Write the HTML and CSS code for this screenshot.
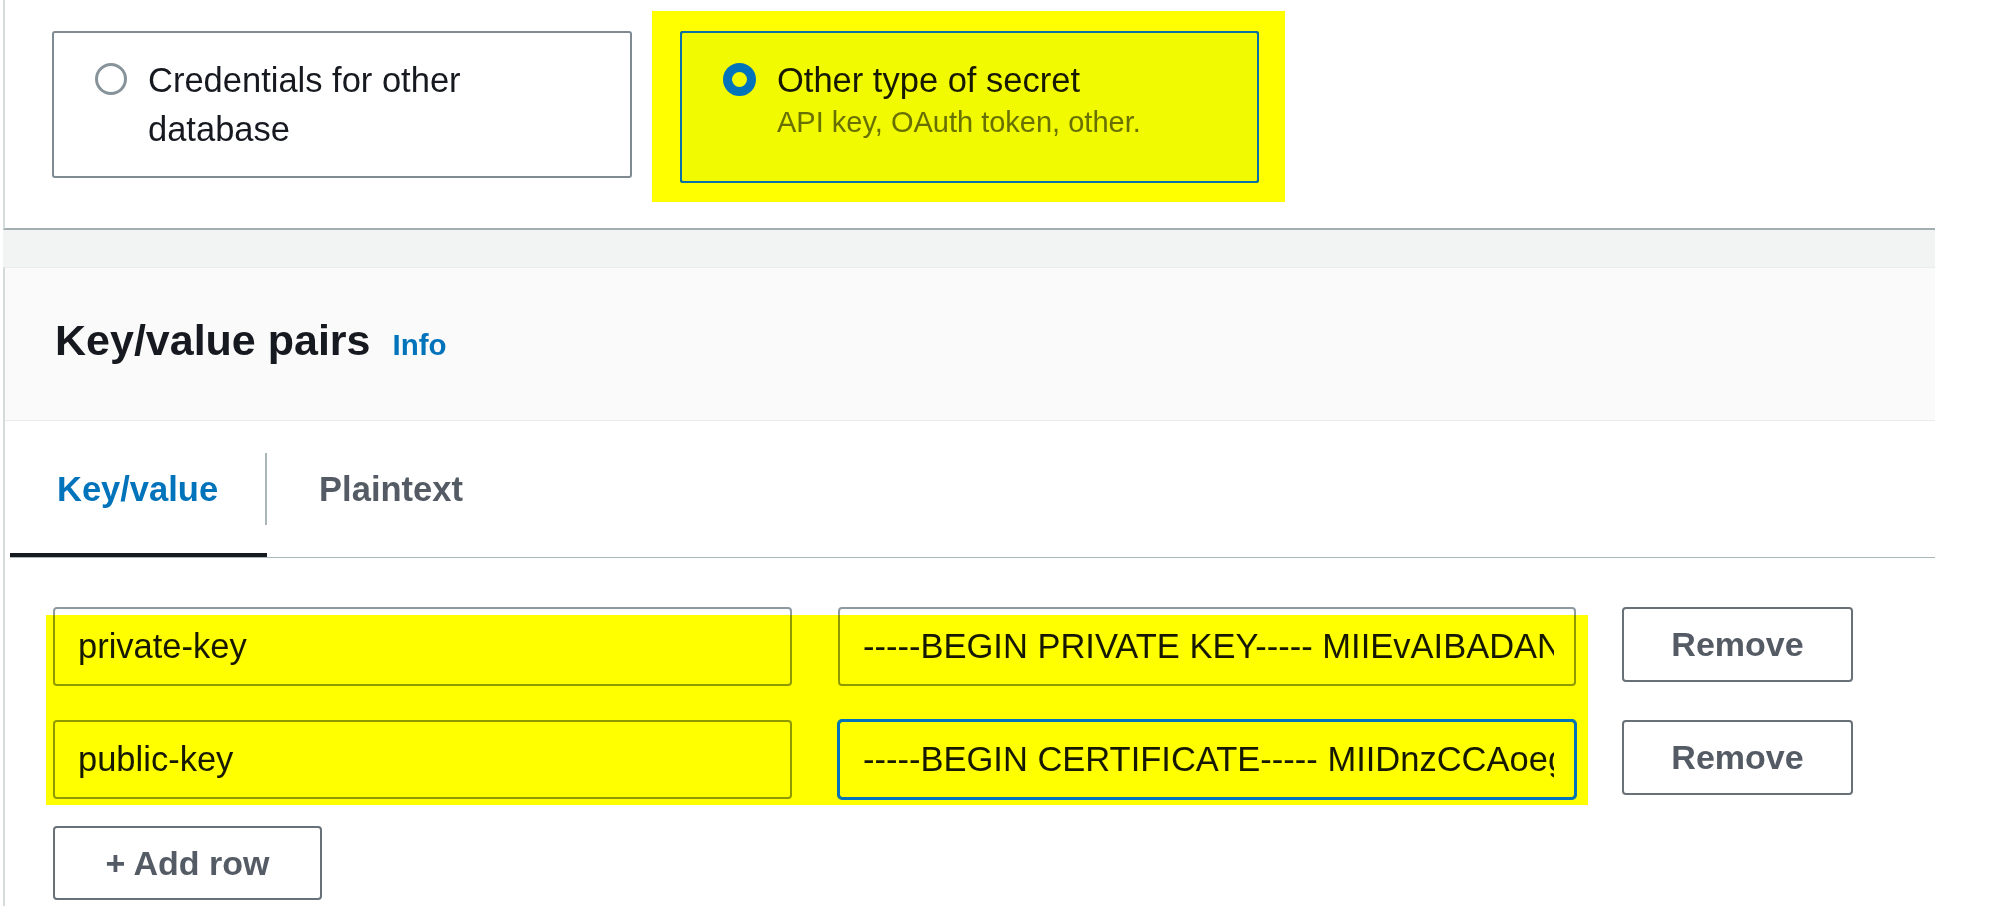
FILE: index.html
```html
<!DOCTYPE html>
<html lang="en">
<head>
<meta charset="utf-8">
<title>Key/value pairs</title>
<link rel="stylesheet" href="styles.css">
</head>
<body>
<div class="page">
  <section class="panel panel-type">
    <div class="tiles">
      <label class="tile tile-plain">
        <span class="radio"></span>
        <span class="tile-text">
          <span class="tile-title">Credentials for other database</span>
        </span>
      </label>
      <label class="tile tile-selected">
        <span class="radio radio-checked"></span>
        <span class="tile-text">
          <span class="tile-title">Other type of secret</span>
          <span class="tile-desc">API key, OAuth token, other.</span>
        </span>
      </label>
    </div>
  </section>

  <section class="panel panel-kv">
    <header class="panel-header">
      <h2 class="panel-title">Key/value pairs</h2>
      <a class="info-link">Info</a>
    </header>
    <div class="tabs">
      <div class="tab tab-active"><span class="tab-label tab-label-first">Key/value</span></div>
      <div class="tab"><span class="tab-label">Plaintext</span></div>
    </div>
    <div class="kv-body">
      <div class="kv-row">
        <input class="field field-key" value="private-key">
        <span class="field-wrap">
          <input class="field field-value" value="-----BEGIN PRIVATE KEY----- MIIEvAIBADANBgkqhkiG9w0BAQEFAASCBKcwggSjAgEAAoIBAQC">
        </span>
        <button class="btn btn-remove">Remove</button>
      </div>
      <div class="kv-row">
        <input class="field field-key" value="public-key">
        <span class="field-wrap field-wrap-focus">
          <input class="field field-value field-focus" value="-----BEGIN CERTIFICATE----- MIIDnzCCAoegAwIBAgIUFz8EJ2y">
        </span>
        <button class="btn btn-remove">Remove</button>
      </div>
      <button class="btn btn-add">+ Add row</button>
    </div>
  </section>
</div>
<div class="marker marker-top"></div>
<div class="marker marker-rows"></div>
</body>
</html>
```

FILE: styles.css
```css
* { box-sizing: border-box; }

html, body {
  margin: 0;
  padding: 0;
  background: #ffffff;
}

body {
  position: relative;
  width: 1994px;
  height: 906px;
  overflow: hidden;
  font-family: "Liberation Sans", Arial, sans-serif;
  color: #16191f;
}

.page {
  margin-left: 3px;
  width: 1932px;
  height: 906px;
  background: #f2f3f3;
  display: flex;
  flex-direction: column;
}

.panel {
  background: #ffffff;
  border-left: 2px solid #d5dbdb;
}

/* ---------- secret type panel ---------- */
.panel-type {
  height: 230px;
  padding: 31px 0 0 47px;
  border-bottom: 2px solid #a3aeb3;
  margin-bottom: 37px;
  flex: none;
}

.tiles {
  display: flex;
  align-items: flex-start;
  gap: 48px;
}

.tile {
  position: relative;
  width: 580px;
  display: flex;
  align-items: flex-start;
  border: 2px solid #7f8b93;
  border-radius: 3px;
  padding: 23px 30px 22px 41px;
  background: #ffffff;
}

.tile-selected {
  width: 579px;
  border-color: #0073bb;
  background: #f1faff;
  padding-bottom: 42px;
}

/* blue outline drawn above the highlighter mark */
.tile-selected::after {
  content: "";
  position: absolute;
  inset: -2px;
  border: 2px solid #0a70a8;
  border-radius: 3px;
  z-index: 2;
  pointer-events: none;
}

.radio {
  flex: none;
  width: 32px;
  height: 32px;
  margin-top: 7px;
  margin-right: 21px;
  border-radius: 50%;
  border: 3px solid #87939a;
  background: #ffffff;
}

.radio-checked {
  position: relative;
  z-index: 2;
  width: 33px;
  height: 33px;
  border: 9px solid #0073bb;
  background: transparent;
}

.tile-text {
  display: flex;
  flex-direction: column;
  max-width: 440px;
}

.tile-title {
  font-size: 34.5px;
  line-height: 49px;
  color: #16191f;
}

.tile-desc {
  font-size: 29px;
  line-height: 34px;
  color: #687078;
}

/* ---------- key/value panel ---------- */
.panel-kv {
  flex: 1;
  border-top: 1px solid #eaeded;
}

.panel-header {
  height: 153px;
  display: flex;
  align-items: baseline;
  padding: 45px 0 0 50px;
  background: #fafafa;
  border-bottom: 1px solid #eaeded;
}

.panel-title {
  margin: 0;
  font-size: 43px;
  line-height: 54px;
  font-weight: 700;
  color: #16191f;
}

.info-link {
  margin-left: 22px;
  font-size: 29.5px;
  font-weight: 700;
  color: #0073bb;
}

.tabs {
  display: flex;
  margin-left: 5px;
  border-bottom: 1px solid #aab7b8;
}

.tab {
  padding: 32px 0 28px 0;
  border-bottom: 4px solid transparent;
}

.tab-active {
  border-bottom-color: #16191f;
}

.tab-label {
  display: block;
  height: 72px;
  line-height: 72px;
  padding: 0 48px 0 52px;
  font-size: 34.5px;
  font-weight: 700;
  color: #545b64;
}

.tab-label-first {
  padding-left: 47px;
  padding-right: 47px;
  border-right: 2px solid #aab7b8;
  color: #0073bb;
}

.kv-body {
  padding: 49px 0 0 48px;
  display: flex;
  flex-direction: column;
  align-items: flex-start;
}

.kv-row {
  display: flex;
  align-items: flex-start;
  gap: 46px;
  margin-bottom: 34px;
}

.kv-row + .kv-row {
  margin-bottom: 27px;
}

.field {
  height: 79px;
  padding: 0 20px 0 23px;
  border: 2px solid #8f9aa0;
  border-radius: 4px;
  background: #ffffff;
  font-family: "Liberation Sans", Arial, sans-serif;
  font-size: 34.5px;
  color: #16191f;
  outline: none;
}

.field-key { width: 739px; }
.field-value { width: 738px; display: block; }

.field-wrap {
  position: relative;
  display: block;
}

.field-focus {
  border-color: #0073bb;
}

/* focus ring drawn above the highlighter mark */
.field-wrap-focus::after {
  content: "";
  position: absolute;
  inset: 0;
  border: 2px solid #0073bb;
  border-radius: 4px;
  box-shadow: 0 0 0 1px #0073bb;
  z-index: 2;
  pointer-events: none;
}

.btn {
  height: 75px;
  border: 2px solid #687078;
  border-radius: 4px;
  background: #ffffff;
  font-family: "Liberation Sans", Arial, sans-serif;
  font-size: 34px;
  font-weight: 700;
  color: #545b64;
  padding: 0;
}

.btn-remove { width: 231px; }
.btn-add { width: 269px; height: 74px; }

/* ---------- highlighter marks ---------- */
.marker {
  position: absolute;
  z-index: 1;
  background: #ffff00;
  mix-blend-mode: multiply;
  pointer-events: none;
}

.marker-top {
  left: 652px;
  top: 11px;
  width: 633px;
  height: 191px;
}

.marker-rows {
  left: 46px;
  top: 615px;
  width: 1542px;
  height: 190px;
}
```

▬▬▬

▸ Task objective:
Give an exact reproduction of every line, leaving out any picture.

▸ Response to the exercise:
Write the HTML and CSS code for this screenshot.
FILE: index.html
```html
<!DOCTYPE html>
<html lang="en">
<head>
<meta charset="utf-8">
<title>Key/value pairs</title>
<link rel="stylesheet" href="styles.css">
</head>
<body>
<div class="page">
  <section class="panel panel-type">
    <div class="tiles">
      <label class="tile tile-plain">
        <span class="radio"></span>
        <span class="tile-text">
          <span class="tile-title">Credentials for other database</span>
        </span>
      </label>
      <label class="tile tile-selected">
        <span class="radio radio-checked"></span>
        <span class="tile-text">
          <span class="tile-title">Other type of secret</span>
          <span class="tile-desc">API key, OAuth token, other.</span>
        </span>
      </label>
    </div>
  </section>

  <section class="panel panel-kv">
    <header class="panel-header">
      <h2 class="panel-title">Key/value pairs</h2>
      <a class="info-link">Info</a>
    </header>
    <div class="tabs">
      <div class="tab tab-active"><span class="tab-label tab-label-first">Key/value</span></div>
      <div class="tab"><span class="tab-label">Plaintext</span></div>
    </div>
    <div class="kv-body">
      <div class="kv-row">
        <input class="field field-key" value="private-key">
        <span class="field-wrap">
          <input class="field field-value" value="-----BEGIN PRIVATE KEY----- MIIEvAIBADANBgkqhkiG9w0BAQEFAASCBKcwggSjAgEAAoIBAQC">
        </span>
        <button class="btn btn-remove">Remove</button>
      </div>
      <div class="kv-row">
        <input class="field field-key" value="public-key">
        <span class="field-wrap field-wrap-focus">
          <input class="field field-value field-focus" value="-----BEGIN CERTIFICATE----- MIIDnzCCAoegAwIBAgIUFz8EJ2y">
        </span>
        <button class="btn btn-remove">Remove</button>
      </div>
      <button class="btn btn-add">+ Add row</button>
    </div>
  </section>
</div>
<div class="marker marker-top"></div>
<div class="marker marker-rows"></div>
</body>
</html>
```

FILE: styles.css
```css
* { box-sizing: border-box; }

html, body {
  margin: 0;
  padding: 0;
  background: #ffffff;
}

body {
  position: relative;
  width: 1994px;
  height: 906px;
  overflow: hidden;
  font-family: "Liberation Sans", Arial, sans-serif;
  color: #16191f;
}

.page {
  margin-left: 3px;
  width: 1932px;
  height: 906px;
  background: #f2f3f3;
  display: flex;
  flex-direction: column;
}

.panel {
  background: #ffffff;
  border-left: 2px solid #d5dbdb;
}

/* ---------- secret type panel ---------- */
.panel-type {
  height: 230px;
  padding: 31px 0 0 47px;
  border-bottom: 2px solid #a3aeb3;
  margin-bottom: 37px;
  flex: none;
}

.tiles {
  display: flex;
  align-items: flex-start;
  gap: 48px;
}

.tile {
  position: relative;
  width: 580px;
  display: flex;
  align-items: flex-start;
  border: 2px solid #7f8b93;
  border-radius: 3px;
  padding: 23px 30px 22px 41px;
  background: #ffffff;
}

.tile-selected {
  width: 579px;
  border-color: #0073bb;
  background: #f1faff;
  padding-bottom: 42px;
}

/* blue outline drawn above the highlighter mark */
.tile-selected::after {
  content: "";
  position: absolute;
  inset: -2px;
  border: 2px solid #0a70a8;
  border-radius: 3px;
  z-index: 2;
  pointer-events: none;
}

.radio {
  flex: none;
  width: 32px;
  height: 32px;
  margin-top: 7px;
  margin-right: 21px;
  border-radius: 50%;
  border: 3px solid #87939a;
  background: #ffffff;
}

.radio-checked {
  position: relative;
  z-index: 2;
  width: 33px;
  height: 33px;
  border: 9px solid #0073bb;
  background: transparent;
}

.tile-text {
  display: flex;
  flex-direction: column;
  max-width: 440px;
}

.tile-title {
  font-size: 34.5px;
  line-height: 49px;
  color: #16191f;
}

.tile-desc {
  font-size: 29px;
  line-height: 34px;
  color: #687078;
}

/* ---------- key/value panel ---------- */
.panel-kv {
  flex: 1;
  border-top: 1px solid #eaeded;
}

.panel-header {
  height: 153px;
  display: flex;
  align-items: baseline;
  padding: 45px 0 0 50px;
  background: #fafafa;
  border-bottom: 1px solid #eaeded;
}

.panel-title {
  margin: 0;
  font-size: 43px;
  line-height: 54px;
  font-weight: 700;
  color: #16191f;
}

.info-link {
  margin-left: 22px;
  font-size: 29.5px;
  font-weight: 700;
  color: #0073bb;
}

.tabs {
  display: flex;
  margin-left: 5px;
  border-bottom: 1px solid #aab7b8;
}

.tab {
  padding: 32px 0 28px 0;
  border-bottom: 4px solid transparent;
}

.tab-active {
  border-bottom-color: #16191f;
}

.tab-label {
  display: block;
  height: 72px;
  line-height: 72px;
  padding: 0 48px 0 52px;
  font-size: 34.5px;
  font-weight: 700;
  color: #545b64;
}

.tab-label-first {
  padding-left: 47px;
  padding-right: 47px;
  border-right: 2px solid #aab7b8;
  color: #0073bb;
}

.kv-body {
  padding: 49px 0 0 48px;
  display: flex;
  flex-direction: column;
  align-items: flex-start;
}

.kv-row {
  display: flex;
  align-items: flex-start;
  gap: 46px;
  margin-bottom: 34px;
}

.kv-row + .kv-row {
  margin-bottom: 27px;
}

.field {
  height: 79px;
  padding: 0 20px 0 23px;
  border: 2px solid #8f9aa0;
  border-radius: 4px;
  background: #ffffff;
  font-family: "Liberation Sans", Arial, sans-serif;
  font-size: 34.5px;
  color: #16191f;
  outline: none;
}

.field-key { width: 739px; }
.field-value { width: 738px; display: block; }

.field-wrap {
  position: relative;
  display: block;
}

.field-focus {
  border-color: #0073bb;
}

/* focus ring drawn above the highlighter mark */
.field-wrap-focus::after {
  content: "";
  position: absolute;
  inset: 0;
  border: 2px solid #0073bb;
  border-radius: 4px;
  box-shadow: 0 0 0 1px #0073bb;
  z-index: 2;
  pointer-events: none;
}

.btn {
  height: 75px;
  border: 2px solid #687078;
  border-radius: 4px;
  background: #ffffff;
  font-family: "Liberation Sans", Arial, sans-serif;
  font-size: 34px;
  font-weight: 700;
  color: #545b64;
  padding: 0;
}

.btn-remove { width: 231px; }
.btn-add { width: 269px; height: 74px; }

/* ---------- highlighter marks ---------- */
.marker {
  position: absolute;
  z-index: 1;
  background: #ffff00;
  mix-blend-mode: multiply;
  pointer-events: none;
}

.marker-top {
  left: 652px;
  top: 11px;
  width: 633px;
  height: 191px;
}

.marker-rows {
  left: 46px;
  top: 615px;
  width: 1542px;
  height: 190px;
}
```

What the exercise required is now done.